Sunday, November 29, 2015

Teaching with Historic Places:Where Preservation and Education Meet


Guest Blogger: Stacy Rieke


(Stacy Rieke is an experienced high school teacher in Henry County Public Schools and currently teaches AP U.S. Government and Economics.  She is also a graduate student in the Heritage Preservation Program at Georgia State University in Atlanta.)

The Teaching with Historic Places (TwHP) program is a project of the National Register Office of the National Park Service (NPS).  The program uses lesson plans and teaching materials related to places listed on the National Register of Historic Places to assist teachers in meeting content standards in Social Studies and other curriculum areas.  The program was conceived in the 1980s when the National Register Office and the National Trust for Historic Preservation both wanted to expand their educational outreach.  The program was officially launched in 1991.  Materials offered by the program on its website are created by NPS staff, teachers, historians, preservationists and curriculum specialists.   Collaboration with individuals from the National Archives, Smithsonian Institution, National Trust, National Council for the Social Studies (NCSS), NPS regional and support offices, national parks, historical societies, universities, and numerous schools and school districts ensure the TwHP materials meet current curriculum standards and promote the use of primary source materials in the classroom.
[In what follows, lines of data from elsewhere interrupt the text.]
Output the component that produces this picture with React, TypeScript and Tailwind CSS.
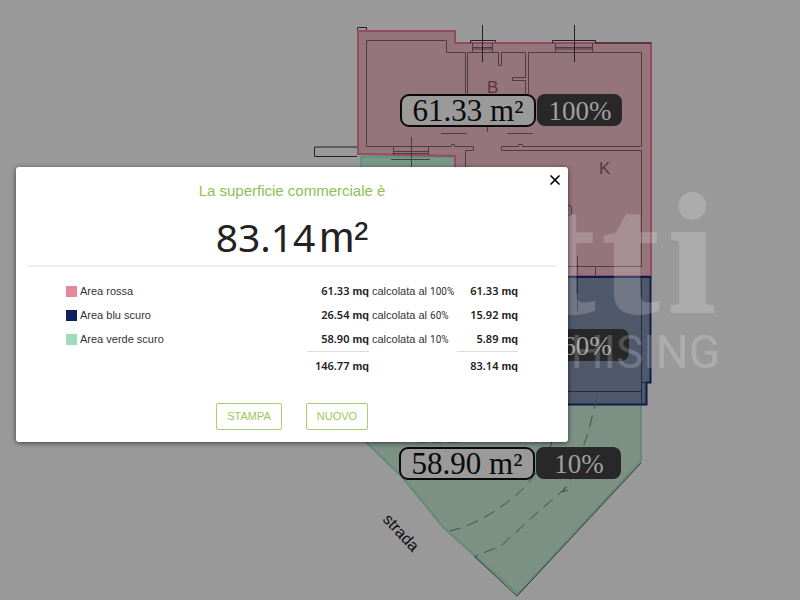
import { X } from 'lucide-react';

const areas = [
  { name: 'Area rossa', swatch: 'bg-[#e8879b]', size: '61.33', percent: '100%', result: '61.33' },
  { name: 'Area blu scuro', swatch: 'bg-[#0f1f60]', size: '26.54', percent: '60%', result: '15.92' },
  { name: 'Area verde scuro', swatch: 'bg-[#9edcba]', size: '58.90', percent: '10%', result: '5.89' },
];

function Amount({ value }: { value: string }) {
  return (
    <span className="font-bold text-[#222]">
      <span className="font-['Noto_Sans'] text-[11px] font-semibold">{value}</span> mq
    </span>
  );
}

function AreaTag({ x, y, size, percent }: { x: number; y: number; size?: string; percent: string }) {
  return (
    <g className="font-['Liberation_Serif',serif]">
      {size && (
        <>
          <rect x={x} y={y} width="134" height="31" rx="8" fill="#9a9a9a" stroke="#0a0a0a" strokeWidth="2" />
          <text x={x + 67} y={y + 26} textAnchor="middle" className="text-[31px]" fill="#0a0a0a">
            {size}
          </text>
        </>
      )}
      <rect x={x + 136} y={y - 1} width="85" height="32" rx="8" fill="#282828" />
      <text x={x + 179} y={y + 25} textAnchor="middle" className="text-[27px]" fill="#a0a0a0">
        {percent}
      </text>
    </g>
  );
}

function FloorPlan() {
  return (
    <svg className="absolute top-0 left-0 h-[600px] w-[800px]" viewBox="0 0 800 600" fill="none" aria-hidden="true">
      {/* stub wall and chimney */}
      <path d="M357 147H314.500V156.500H357M357.500 31V27.500H366.500V30" stroke="#222" />

      {/* green: upper strip and garden */}
      <path d="M361 157H455V180H361Z" fill="#7a9888" stroke="#5d977c" strokeWidth="2" />
      <path
        d="M350 426L367 443L403 478L443 527L475 556L518 594L641 461V404H400Z"
        fill="#7d9084"
        stroke="#648b78"
        strokeWidth="2"
      />
      <path d="M475 557L517 596L641 463" stroke="#353b37" />

      {/* red */}
      <path d="M358 31H455V43H651V276H455V156L358 154Z" fill="#94757b" stroke="#97495d" strokeWidth="2" />

      {/* dark blue */}
      <path d="M455 277H650.500V382.500H646.500V404.500H455Z" fill="#50586b" stroke="#0d1c49" strokeWidth="2" />
      <path d="M641.500 277V404M455 391.500H641M641 382.500H647M577.500 277V294M577.500 297V311" stroke="#222a42" />

      {/* walls */}
      <g stroke="#523a41">
        <path d="M465.500 94V52.500H446.500V40.500H366.500V146.500H451.500V144.500H454.500V146.500H473.500V150.500H465.500V170" />
        <path d="M467.500 94V52.500H498.500V65.500H501.500V52.500H525.500V77.500H512.500V80.500H525.500V94" />
        <path d="M528.500 94V52.500H641.500V146.500H522.500V144.500H518.500V146.500H501.500V150.500H641.500V266.500H560" />
        <path d="M441 133.500H467M507 133.500H533M487.500 126V132M577.500 256V276M595.500 266V276" />
        <path d="M472.500 43V52M492.500 43V52M555.500 43V52M592.500 43V52M393.500 147V155M428.500 147V155" />
        <path d="M472 47.500H492M472 49H492M555 47.500H592M555 49H592M393 151.500H428M393 153.500H428" />
        <path d="M411.500 137V167M391 159.500H430" />
        <path d="M567 205.500H570L571.500 207V214L570 215.500H567" />
      </g>
      <g stroke="#222">
        <path d="M482.500 25V62M574.500 25V62" />
        <path d="M470.500 43V40.500H495.500V42M552.500 43V40.500H595.500V43H651" />
      </g>

      {/* footpath across the garden */}
      <g stroke="#42514a">
        <path d="M597 397C592 415 590 430 583 447L568 486L538 512L501 546L478 555" strokeDasharray="12 7" />
        <path d="M553 439C545 465 525 492 499 508C482 520 466 527 450 531" strokeDasharray="12 7" />
        <path d="M562 492L568 490M563 492L565 487M478 555L474 557" />
      </g>
      <path d="M417 442H427M432 442H442M447 442H459" stroke="#485a51" />

      <g className="font-['Liberation_Sans',sans-serif] text-[17px]" fill="#5c323e">
        <text x="487" y="93">B</text>
        <text x="599" y="174">K</text>
      </g>
      <text
        x="382"
        y="520"
        transform="rotate(47 382 520)"
        className="font-['Liberation_Sans',sans-serif] text-[16px]"
        fill="#0a0a0a"
      >
        strada
      </text>

      <AreaTag x={401} y={95} size="61.33 m²" percent="100%" />
      <AreaTag x={408} y={330} percent="60%" />
      <AreaTag x={400} y={448} size="58.90 m²" percent="10%" />

      {/* agency watermark */}
      <g fill="#fff" stroke="#fff" opacity="0.19">
        <g className="font-['Liberation_Serif',serif] text-[171px] font-bold" strokeWidth="2">
          <text x="538" y="312">t</text>
          <text x="602" y="312">t</text>
          <text x="668" y="312">i</text>
        </g>
        <text x="720" y="368" textAnchor="end" className="font-['Roboto',sans-serif] text-[46px]" stroke="none">
          HISING
        </text>
      </g>
    </svg>
  );
}

export default function App() {
  return (
    <main className="relative min-h-screen overflow-hidden bg-[#999] pt-[167px] pr-4 pl-4 font-['Liberation_Sans',Arial,sans-serif]">
      <FloorPlan />

      <section
        role="dialog"
        aria-labelledby="dialog-title"
        className="relative w-full max-w-[552px] rounded-[3px] bg-white px-3 pt-4 pb-3 shadow-[0_1px_5px_rgba(0,0,0,0.6)]"
      >
        <button type="button" aria-label="Chiudi" className="absolute top-1 right-1 p-px text-black">
          <X size={16} strokeWidth={2.5} />
        </button>

        <h1 id="dialog-title" className="text-center text-[15px] leading-4 text-[#8cc152]">
          La superficie commerciale è
        </h1>
        <p className="mt-3 flex h-[54px] items-baseline justify-center gap-1 text-[42px] leading-[52px] text-[#222]">
          <span className="font-['Noto_Sans',sans-serif] text-[39px]">83.14</span>
          <span>m²</span>
        </p>
        <hr className="border-t-2 border-[#eee]" />

        <table className="mt-3 ml-[38px] w-[452px] table-fixed text-[11px] leading-4 text-[#333]">
          <colgroup>
            <col />
            <col className="w-[62px]" />
            <col className="w-[88px]" />
            <col className="w-[61px]" />
          </colgroup>
          <tbody>
            {areas.map((area) => (
              <tr key={area.name} className="h-6">
                <td>
                  <span className="flex items-center gap-[3px]">
                    <span className={`size-[11px] ${area.swatch}`} />
                    {area.name}
                  </span>
                </td>
                <td className="text-right">
                  <Amount value={area.size} />
                </td>
                <td className="pl-[3px] whitespace-nowrap">
                  calcolata al <span className="font-['Roboto'] text-[10px]">{area.percent}</span>
                </td>
                <td className="text-right">
                  <Amount value={area.result} />
                </td>
              </tr>
            ))}
          </tbody>
          <tfoot>
            <tr className="h-[30px]">
              <td />
              <td className="border-t border-[#ddd] text-right">
                <Amount value="146.77" />
              </td>
              <td />
              <td className="border-t border-[#ddd] text-right">
                <Amount value="83.14" />
              </td>
            </tr>
          </tfoot>
        </table>

        <div className="mt-[22px] flex justify-center gap-6 text-[11px] text-[#9bc95b]">
          <button type="button" className="h-[27px] w-[66px] rounded-[2px] border border-[#a8d070]">
            STAMPA
          </button>
          <button type="button" className="h-[27px] w-[62px] rounded-[2px] border border-[#a8d070]">
            NUOVO
          </button>
        </div>
      </section>
    </main>
  );
}
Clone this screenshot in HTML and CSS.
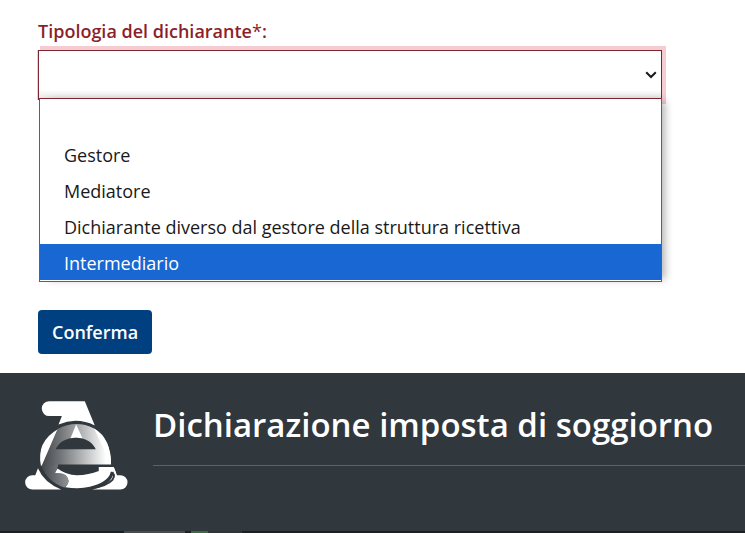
FILE: index.html
```html
<!DOCTYPE html>
<html lang="it">
<head>
  <meta charset="UTF-8">
  <meta name="viewport" content="width=device-width, initial-scale=1">
  <title>Dichiarazione imposta di soggiorno</title>
  <link rel="stylesheet" href="styles.css">
</head>
<body>
  <form class="form">
    <label for="tipologia">Tipologia del dichiarante<span class="required">*</span>:</label>
    <div class="select-wrapper">
      <select id="tipologia" name="tipologia" required>
        <option value=""></option>
      </select>
      <svg class="arrow" viewBox="0 0 12 8" aria-hidden="true">
        <path d="M1.2 1.2 L6 6 L10.8 1.2" fill="none" stroke="#1a1a1a" stroke-width="2"/>
      </svg>
      <ul class="menu" role="listbox" aria-label="Tipologia del dichiarante">
        <li role="option"></li>
        <li role="option">Gestore</li>
        <li role="option">Mediatore</li>
        <li role="option">Dichiarante diverso dal gestore della struttura ricettiva</li>
        <li role="option" class="active" aria-selected="true">Intermediario</li>
      </ul>
    </div>
    <button type="button">Conferma</button>
  </form>

  <footer class="footer">
    <svg class="logo" viewBox="45 30 310 270" aria-hidden="true">
      <defs>
        <linearGradient id="shade" gradientUnits="userSpaceOnUse" x1="95" y1="0" x2="290" y2="0">
          <stop offset="0" stop-color="#40464a"/>
          <stop offset="0.3" stop-color="#74777a"/>
          <stop offset="0.6" stop-color="#aeb0b1"/>
          <stop offset="1" stop-color="#ffffff"/>
        </linearGradient>
        <linearGradient id="foot" gradientUnits="userSpaceOnUse" x1="95" y1="0" x2="175" y2="0">
          <stop offset="0" stop-color="#40464a"/>
          <stop offset="1" stop-color="#8f9295"/>
        </linearGradient>
      </defs>
      <path d="M118 33 H225 L255 106 Q201 80 146 103 L156 78 H118 A22 22 0 0 1 118 33 Z" fill="#fff"/>
      <path d="M84 235 Q102 278 154 299 H67 A21 21 0 0 1 67 256 H76 Z" fill="#fff"/>
      <path d="M312 231 L322 256 H332 A21 21 0 0 1 332 299 H248 Q318 282 312 231 Z" fill="#fff"/>
      <path d="M93 228 Q78 155 145 117 L98 225 Z" fill="#fff"/>
      <path d="M95 228 L143 117 Q198 88 253 115 Q304 145 304 225 H145 L137 249 H157 Q180 257 174 278 Q170 290 162 292 Q112 272 95 228 Z" fill="url(#shade)"/>
      <path d="M253 115 Q304 145 304 225 L298 210 Z" fill="#fff"/>
      <path d="M199 103 L181 147 Q199 139 219 147 Z" fill="#fff"/>
      <path d="M137 178 Q154 143 198 143 Q241 143 258 178 Z" fill="#30373d"/>
      <path d="M145 224 H304 V230 H268 V243 Q234 256 201 256 Q169 256 143 238 Z" fill="#30373d"/>
      <path d="M143 236 Q169 256 201 256 Q237 255 267 243 V231 H312 L319 249 Q311 243 303 248 Q294 278 240 291 Q207 299 166 292 Q180 279 174 265 Q169 250 135 249 Z" fill="#fff"/>
      <path d="M95 228 Q112 275 164 293 Q179 281 174 265 Q169 251 152 250 H135 L146 224 Z" fill="url(#foot)"/>
      <path d="M303 248 Q320 252 308 270 Q292 288 246 295" fill="none" stroke="#30373d" stroke-width="6"/>
    </svg>
    <h1>Dichiarazione imposta di soggiorno</h1>
  </footer>
  <div class="strip"></div>
</body>
</html>
```
FILE: styles.css
```css
* {
  box-sizing: border-box;
}

body {
  margin: 0;
  font-family: "Open Sans", sans-serif;
  font-size: 18px;
  color: #19191a;
  background-color: #ffffff;
}

.form {
  padding: 17px 83px 19px 38px;
}

label {
  display: block;
  margin-bottom: 5px;
  line-height: 28px;
  font-weight: 600;
  color: #8c1f2b;
}

.required {
  font-weight: normal;
}

.select-wrapper {
  position: relative;
  margin-bottom: 210px;
}

select {
  display: block;
  width: 100%;
  height: 50px;
  padding: 0 24px;
  font: inherit;
  appearance: none;
  border: 1px solid #7d2632;
  border-radius: 0;
  outline: none;
  background: linear-gradient(#ffffff 80%, #e6e6e6);
  box-shadow: 3px 3px 0 1px #f4ccd2, 3px -3px 0 1px #f4ccd2, -1px 0 0 #f4ccd2;
}

.arrow {
  position: absolute;
  top: 21px;
  right: 5px;
  width: 12px;
  height: 8px;
}

.menu {
  position: absolute;
  top: 48px;
  left: 1px;
  right: 0;
  margin: 0;
  padding: 1px 0;
  list-style: none;
  background-color: #ffffff;
  border: 1px solid #5f6063;
  border-top-color: #7d2632;
  box-shadow: 6px 0 8px -3px rgba(0, 0, 0, 0.3);
}

.menu li {
  height: 36px;
  padding: 0 24px;
  line-height: 38px;
}

.menu .active {
  color: #ffffff;
  background-color: #1967d2;
}

button {
  display: block;
  height: 44px;
  padding: 0 14px;
  font: inherit;
  font-weight: 600;
  color: #ffffff;
  background-color: #004080;
  border: none;
  border-radius: 4px;
  cursor: pointer;
}

.footer {
  display: flex;
  align-items: flex-start;
  gap: 25px;
  height: 158px;
  padding: 27px 0 0 25px;
  background-color: #30373d;
}

.logo {
  flex: none;
  width: 103px;
  height: 90px;
}

h1 {
  flex: 1;
  margin: 0;
  padding-bottom: 16px;
  font-size: 33px;
  line-height: 49px;
  font-weight: 600;
  white-space: nowrap;
  color: #ffffff;
  border-bottom: 1px solid #5b6268;
}

.strip {
  height: 2px;
  background: linear-gradient(to right, #1c2023 124px, #484a4c 124px 185px, #1c2023 185px 191px, #3c6b3c 191px 208px, #303336 208px 242px, #1c2023 242px);
}
```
One main objective of historic preservation efforts is to engage the wider community in understanding and embracing the need for and benefit of preservation activities.  The introductory video for the TwHP program explains the benefits of using historic places as primary sources to improve both teaching and learning.  It also describes lesson plans developed by the TwHP program and shares experiences of educators who use the program.)  In many instances, there can be a gap, real or perceived, between historic site experts who wish tailor their tours and site materials to those content standards which would make their tours more meaningful to teachers and students and teachers who are looking for quality primary source material to address their content needs.  The TwHP program seeks to bridge this gap.

One great TwHP lesson is “Castolon: A Meeting of Two Cultures”.  This lesson compares the Spanish and Anglo influences on settlements along the Texas-Mexico border region of the Rio Grande River focusing on the area that is now the Big Bend National Park (est. 1944). The lesson plan index for the TwHP is searchable in several different ways including by location or state, theme, time period, skill, primary sources, National Standards for History and Curriculum Standards for Social Studies.

The lesson is structured in five sections: the inquiry question, map analysis, reading analysis, image analysis and concluding activities.  The inquiry question in this lesson focuses student attention on a photograph of distant rock outcroppings, squat buildings, scrub trees and windmills asking, “Where might this photo have been taken?” and “What is the building in the foreground made of?”  These questions begin to engage the student in an exploration of place, bringing into focus the student’s understanding of what “sense of place” means.  

The map analysis section includes two maps, one of Texas and one of the area, including Castolon, that is now the Big Bend National Park.  Map questions include, “Why do you think the area was named Big Bend?” and “Many of the streams in this area run only intermittently. What does that you tell about the local climate?”  Exploring maps provides students with the opportunity to practice important social studies skills while further connecting them to the site itself.

The reading section includes two secondary sources produced by Clifford Casey in 1967 (“Settling the Big Bend” and “A Frontier Border Trading Post”) and two primary sources from 1919 and 1920 (“Captain Lafferty’s Report of 12 November 1919” and “Colonel Hornbrook’s Recruiting Announcement of February, 1920”)  The questions associated with each reading are a mix of “find it in the text” and higher level questions that require students to analyze the texts in order to construct interpretations and responses based on the texts. The readings provide students with the opportunity to imagine themselves on the Texas-Mexico border during the time period, including the opportunity to think about what something as seemingly mundane as recreation time might have been like for people living in that area at that time.

The image analysis section requires students to use their compare/contrast skills and context clues, along with their own prior knowledge, to link information from the images to experiences in their ever day lives.  The images range from the inside of a general store, to an abandoned cotton gin to desert vistas and ask students to think about building use and building materials in this period and in this place and how that might be illustrative of broader concepts of technology and exchange.

Finally, the activities section in this lesson provides teachers with three wrap-up options: an essay, a cross-curricular activity incorporating both Spanish and English vocabulary words and a local community research project.  All three options provide students with the opportunity to process the information they analyzed through looking at the maps and images and reading the texts. 

The lesson can be used with either middle or high school students and it provides a variety of instructional techniques that can be used to move students toward a stronger understanding of this period of time, including settlement patterns and the development of the economy and culture of southwestern United States.  Teachers can use the lesson as is, or adapt it and use it as a spring board for students to delve deeper into the concepts of encounter, exchange, borders and technology.  By providing teachers with tools like those found on the TwHP website, preservation professionals promote the importance of preserving historic places in a very practical and impactful way for students and teachers alike.  By using these materials, teachers provide students with unique opportunities to visit historic sites both far away and close to home and to “do history” like a historian.